Bei Schneller (11 »Der Blinde« S. 17 ff.) wird ein blinder Knabe von seinem Bruder, der ihn immer leiten soll, im Walde böswillig verlassen. Er hört durch ein Gespräch von Hexen, durch welches Mittel Blindheit zu heilen ist und Wasser in einem Brunnen wieder zum Hervorsprudeln gebracht werden kann. Er heilt sich und die Königstochter und wird dann der Schwiegersohn des Königs. – – In den beiden bei Schneller vorhergehenden Märchen (9 »Die zwei Reiter« S. 12 ff. und 10 »Die kranke Prinzessin« S. 14 ff.) wird gleichfalls von einem Manne das Gespräch von Hexen belauscht und dadurch in Erfahrung gebracht, wodurch ein Prinz bezw. eine Prinzessin von einer schweren Krankheit geheilt werden kann. – – – Auch Suterm. bringt in seiner Sammlung zwei Märchen, die dieses Thema behandeln. In der ersten Erzählung (43 »Der Wanderbursche auf der Tanne« S. 130 ff.) hört der eine von zwei Wanderern durch miteinander plaudernde Hexen, was getan werden muss, um eine Königstochter zu heilen. Sein Kamerad verlacht ihn, als er mit dieser Nachricht zum Königsschlosse sich aufmachen will. Nachdem ihm jedoch die Heilung der Prinzessin tatsächlich gelungen ist, begibt sich der zweite Wanderer auch auf die Tanne, wird aber entdeckt und von den Hexen zerrissen. – – In dem Märchen »Die zwei Brüder und die vier Riesen« (17 S. 142 ff.) belauscht ein Jüngling das Gespräch von Riesen und wird dadurch der Schwiegersohn des Königs. Sein älterer Bruder, der des gleichen Glückes teilhaftig werden will, wird von den Riesen in seinem Versteck gefunden und aufgefressen.

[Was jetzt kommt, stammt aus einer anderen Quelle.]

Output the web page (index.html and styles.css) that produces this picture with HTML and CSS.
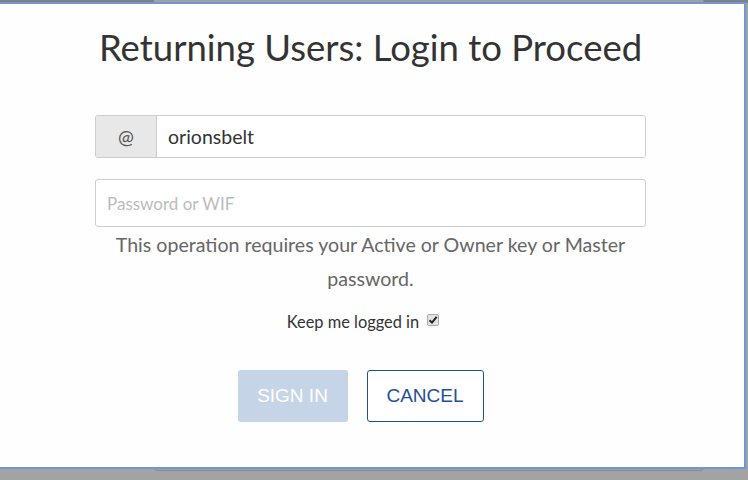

Dies sind die Parallelen, die ich zu diesen beiden isländischen Märchen in den verglichenen Sammlungen nachweisen kann. Bei Köhler (Kl. Schr. S. 282 ff.), bei Grimm III (S. 188 ff) und bei Cosquin (I S. 87 ff.) findet sich weitere Literatur zu diesem Märchen, das ausserordentlich weit verbreitet ist.

Quelle:
Rittershaus, Adeline: Die neuisländischen Volksmärchen. Halle: Max Niemeyer, 1902, S. 254-258.